WASHINGTON, DC - Senator James Lankford (R-OK) today spoke on the Senate floor to remember the September 11, 2001, attacks on our nation and to honor the nearly 3,000 lives lost, including seven Oklahomans. In our nation's mobilized response to global terrorism since that fateful day, 51 Oklahomans have lost their lives fighting in Afghanistan, and 72 Oklahomans have lost their lives in Iraq. Today, Lankford is wearing a tie given to him by Gold Star wife, Jane Horton, whose husband, Oklahoma Army National Guardsman SPC Christopher Horton, lost his life in Afghanistan in the war on terror.
Eighteen years ago today, my office in Oklahoma City, a fellow staff member poked her head into the office and said to me, 'There is a freak accident that's happened in New York City. A plane flew into the World Trade Center.' She went down the hallway and pulled in a rolling cart-the younger generation will have no idea what that is-a rolling cart with a TV on top of it. We plugged it in and watched it as the second plane flew in and both of us stood there silently thinking, 'That's no accident. That's murder on a massive scale and terror like I'd never witnessed with my own eyes.'
What I didn't know was at that moment how many thousands of lives would be affected and how much our nation would be changed. That morning 18 years ago, seven Oklahomans died. But our nation was forever changed.

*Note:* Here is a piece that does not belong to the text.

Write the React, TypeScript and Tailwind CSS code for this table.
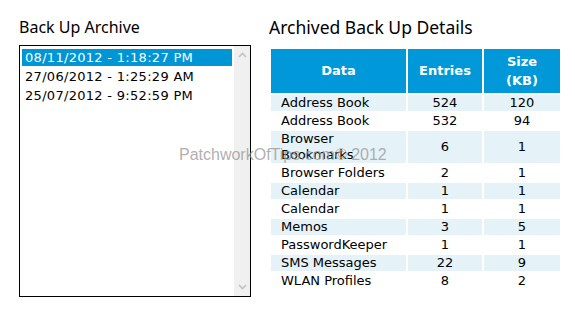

Common terms we think about today like TSA or terror watch list or Department of Homeland Security or Global Entry or body scanners or the PATRIOT Act-those didn't exist on September 10, 2001. They've all come since then.
As our nation learns how to do more security, learns how to engage, and has learned a painful lesson then what people think in an isolated village, in a remote country, what they think matters to us. Because what they may carry out, if left alone and ignored, could kill our family members and our fellow Americans.
Almost 3,000 Americans died that day. But since that time period, we have pushed back-not against the people of Afghanistan or the people of Iraq, not against Muslims or of faith-against a specific ideology that intensely hates the freedom of America and who intentionally plans to kill Americans they've never met.
We learned a new ideology as a nation that day that we have not only to take it seriously, but that we must not wait until they carry out a fight. If they're planning it, if they're preparing it, if they have the capability, we should assume they're actually going to do it.
Since that time period, American men and women have taken the fight to people who want to come and kill more Americans. But it's also been at a great cost of American blood and treasure. Four thousand four hundred and thirty-two Americans have died in Iraq. Two thousand three hundred and fifty-three Americans have died in Afghanistan. Fifty-one of those are my fellow Oklahomans in Afghanistan, 72 of those, my fellow Oklahomans in Iraq.
Today I pulled out of my closet a specific tie that I rarely wear, but it was a tie given to me by a Gold Star wife who never, ever wanted to be a Gold Star wife. She just wanted to be the wife of Chris Horton, who she intensely loved, who went to Afghanistan to serve his country in the Oklahoma National Guard, and died for our freedom. And two years later, she handed me this tie and said, 'He hated wearing ties, but you have to wear them all the time. Just remember him.'
We as Americans will not forget, and we have not forgotten. There are flags out all over America today just to remember. There are moms and dads that really hugged their kids tight this morning before they left for school, and the kids didn't even know why. They just did. And there are places that are gathering to be able to pray for peace because, as a nation, we are a nation of peace. And we have no desire for war. In fact, we detest the pain and penalty and blood and loss of war. And we have no desire to be at war across the world. But it came to us, and we look forward to the day when the guns are silent again. And this finally concludes, and a time of peace can be restored again.
Today, though, we're just a nation remembering and praying for that time of peace that will come. And telling families, Gold Star families, families that have sent their loved ones around the world to places they had never seen before, we have not forgotten, and we are grateful that we serve together as a nation. With that, I yield back.